__WHAT THIS TASK INVOLVES__: Transcribe the material exactly. Images do not belong in the copy.

□ □ □ □

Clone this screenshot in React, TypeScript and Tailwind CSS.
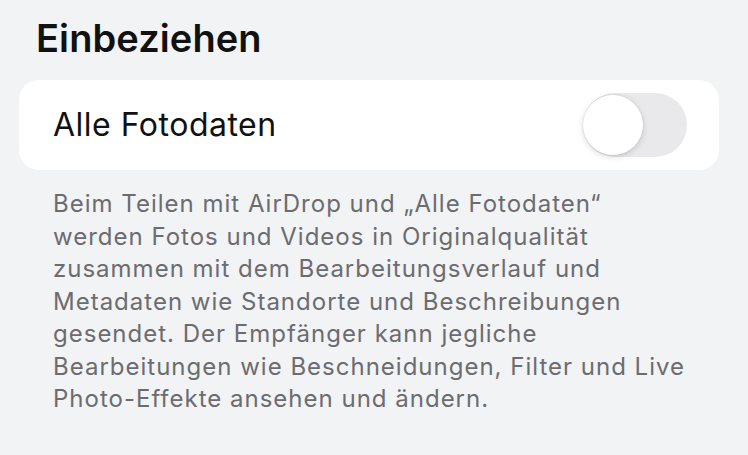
export default function App() {
  return (
    <div
      className="w-[748px] h-[455px] overflow-hidden bg-[#f1f3f5] pt-[16px]"
      style={{ fontFamily: "Inter, 'Noto Sans', sans-serif" }}
    >
      <h1 className="pl-[36px] text-[38px] leading-[44px] font-semibold text-[#111] tracking-[0.1px]">
        Einbeziehen
      </h1>
      <div className="mx-[19px] mt-[20px] h-[90px] w-[700px] rounded-[20px] bg-white flex items-center justify-between pl-[34px] pr-[32px]">
        <span className="text-[32px] text-[#111] tracking-[0.5px]">Alle Fotodaten</span>
        <div className="relative w-[104px] h-[64px] rounded-full bg-[#e9e9eb]">
          <div className="absolute left-[0px] top-[2px] w-[60px] h-[60px] rounded-full bg-white shadow-[0_2px_6px_rgba(0,0,0,0.15),0_0_0_1px_rgba(0,0,0,0.04)]" />
        </div>
      </div>
      <p className="pl-[53px] pr-[4px] mt-[18px] text-[24px] leading-[32.5px] text-[#6c6c70] tracking-[1px]">
        Beim Teilen mit AirDrop und „Alle Fotodaten“
        <br />
        werden Fotos und Videos in Originalqualität
        <br />
        zusammen mit dem Bearbeitungsverlauf und
        <br />
        Metadaten wie Standorte und Beschreibungen
        <br />
        gesendet. Der Empfänger kann jegliche
        <br />
        Bearbeitungen wie Beschneidungen, Filter und Live
        <br />
        Photo-Effekte ansehen und ändern.
      </p>
    </div>
  );
}
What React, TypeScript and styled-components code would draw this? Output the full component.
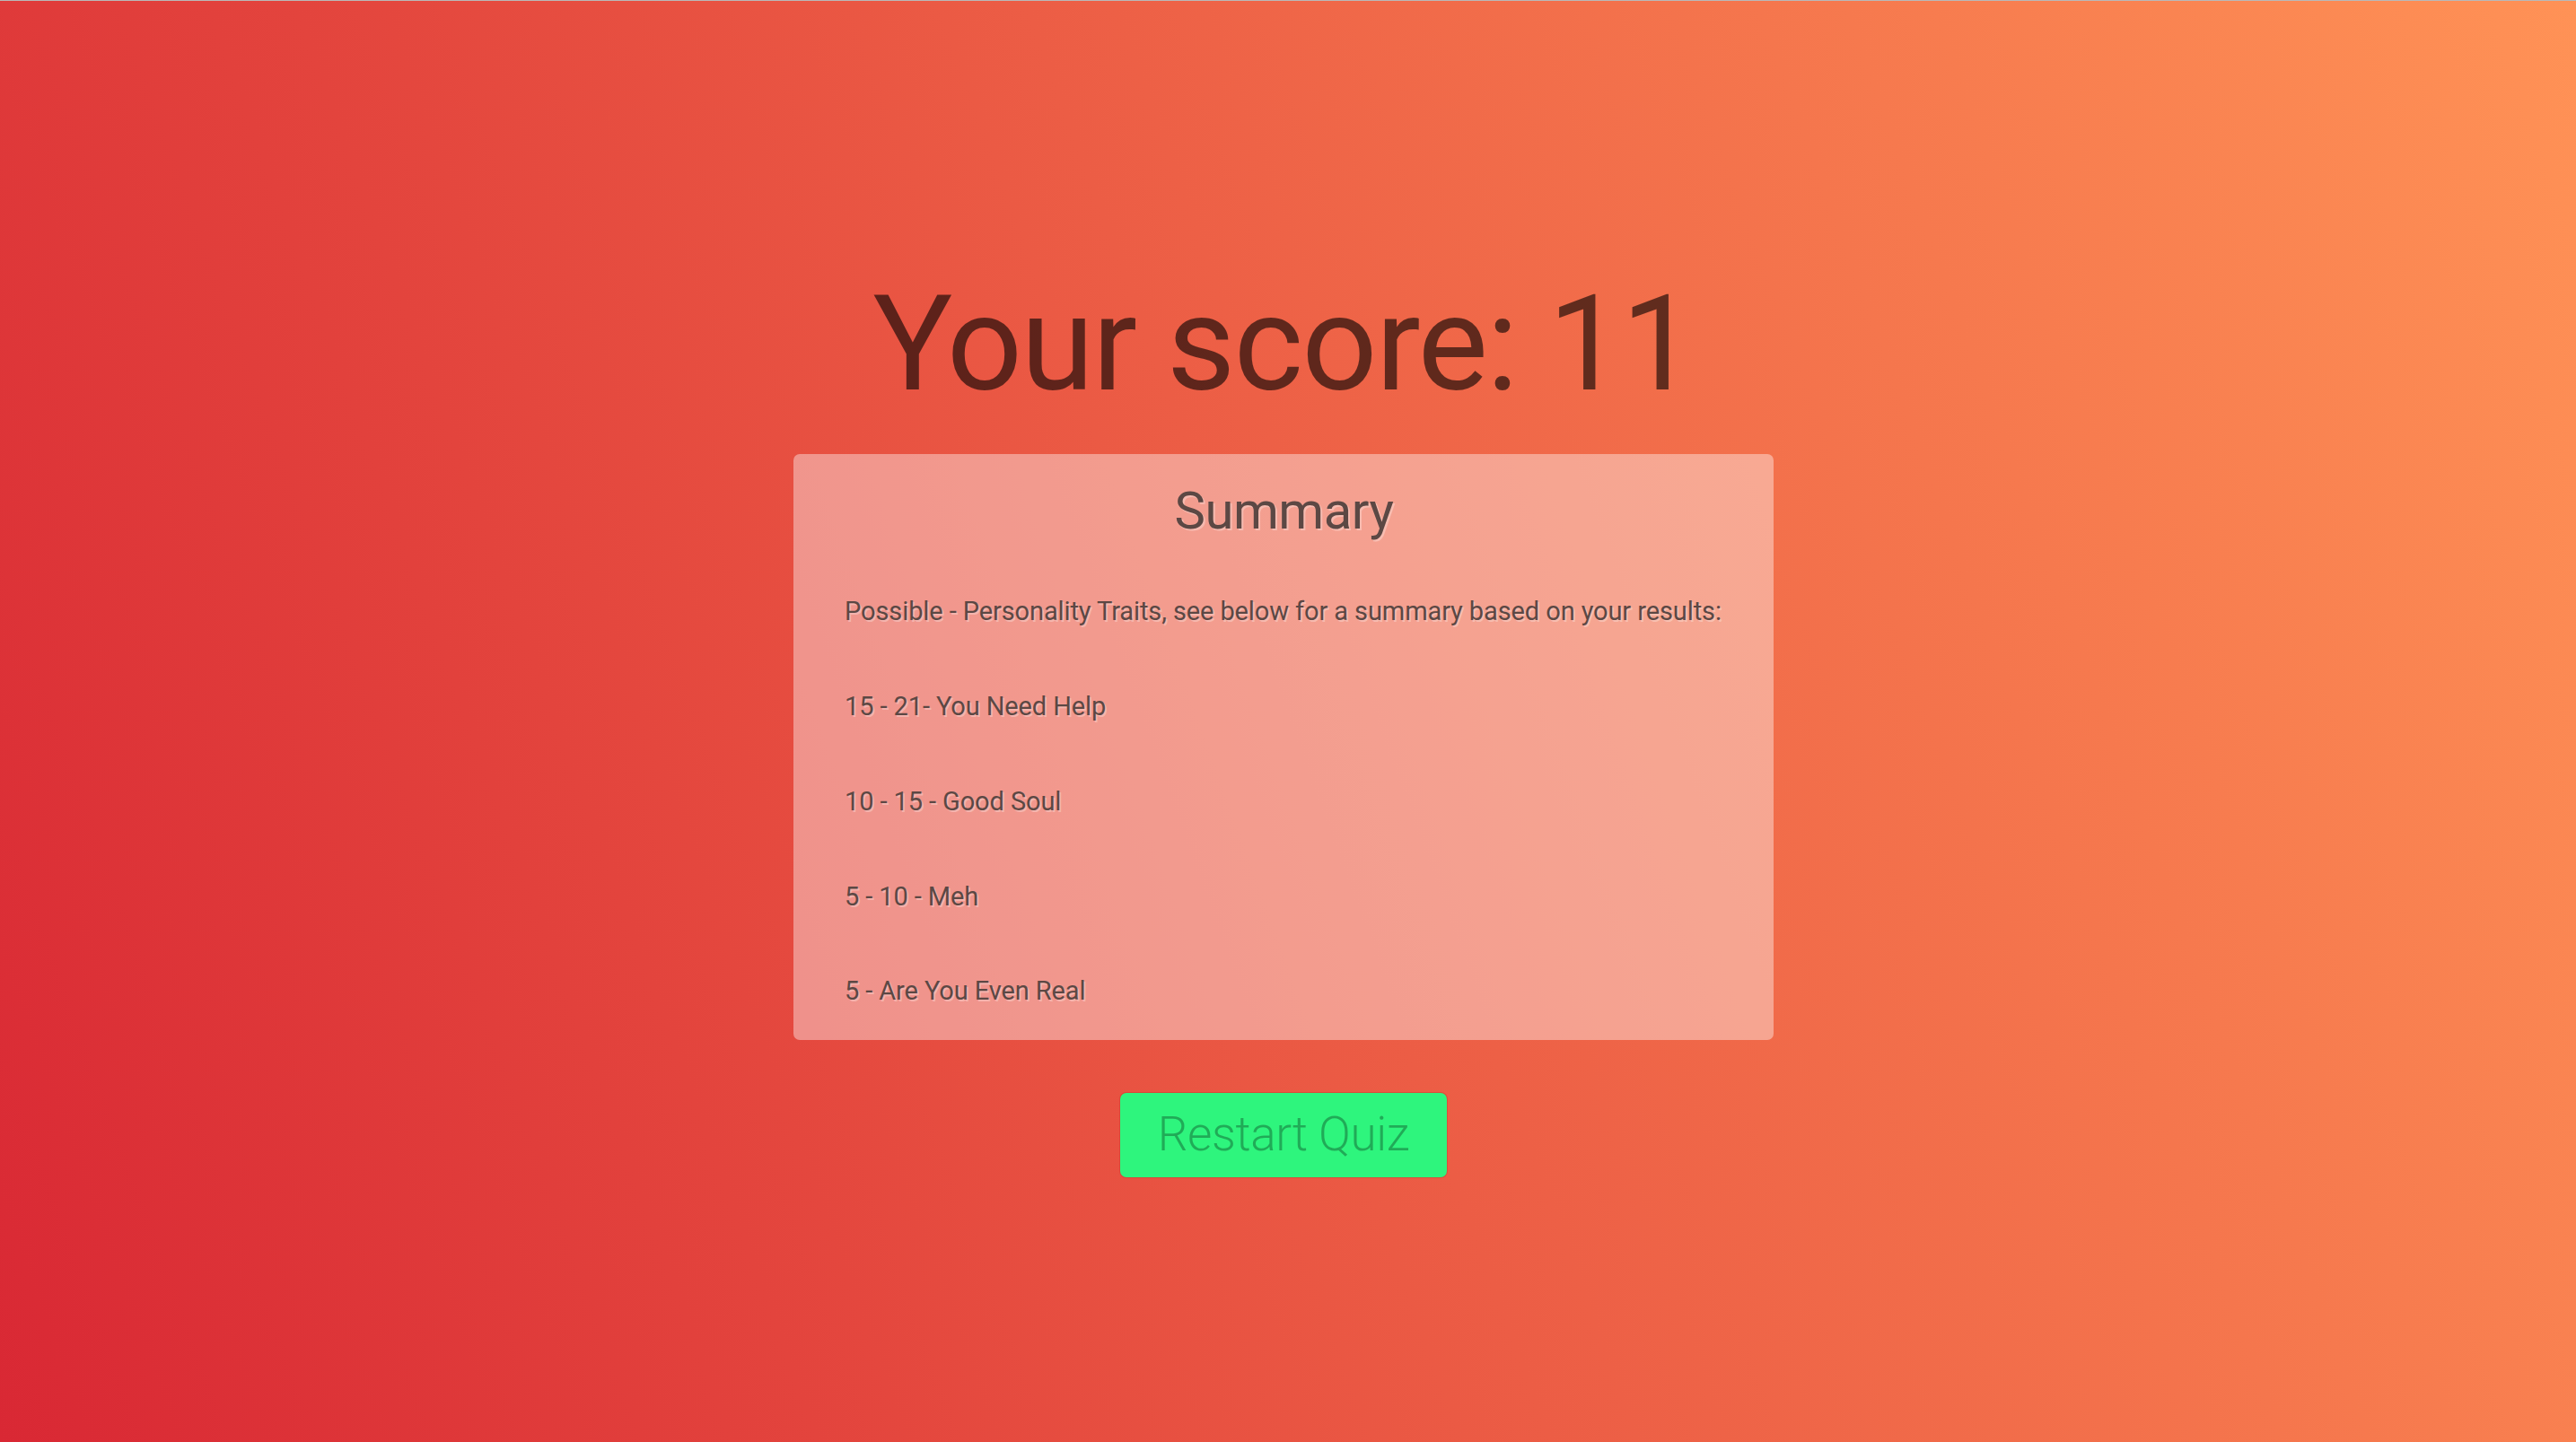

□ □ □ □

__SOLUTION__:
Clone this screenshot in React, TypeScript and Tailwind CSS.
export default function App() {
  return (
    <div
      className="w-[748px] h-[455px] overflow-hidden bg-[#f1f3f5] pt-[16px]"
      style={{ fontFamily: "Inter, 'Noto Sans', sans-serif" }}
    >
      <h1 className="pl-[36px] text-[38px] leading-[44px] font-semibold text-[#111] tracking-[0.1px]">
        Einbeziehen
      </h1>
      <div className="mx-[19px] mt-[20px] h-[90px] w-[700px] rounded-[20px] bg-white flex items-center justify-between pl-[34px] pr-[32px]">
        <span className="text-[32px] text-[#111] tracking-[0.5px]">Alle Fotodaten</span>
        <div className="relative w-[104px] h-[64px] rounded-full bg-[#e9e9eb]">
          <div className="absolute left-[0px] top-[2px] w-[60px] h-[60px] rounded-full bg-white shadow-[0_2px_6px_rgba(0,0,0,0.15),0_0_0_1px_rgba(0,0,0,0.04)]" />
        </div>
      </div>
      <p className="pl-[53px] pr-[4px] mt-[18px] text-[24px] leading-[32.5px] text-[#6c6c70] tracking-[1px]">
        Beim Teilen mit AirDrop und „Alle Fotodaten“
        <br />
        werden Fotos und Videos in Originalqualität
        <br />
        zusammen mit dem Bearbeitungsverlauf und
        <br />
        Metadaten wie Standorte und Beschreibungen
        <br />
        gesendet. Der Empfänger kann jegliche
        <br />
        Bearbeitungen wie Beschneidungen, Filter und Live
        <br />
        Photo-Effekte ansehen und ändern.
      </p>
    </div>
  );
}
What React, TypeScript and styled-components code would draw this? Output the full component.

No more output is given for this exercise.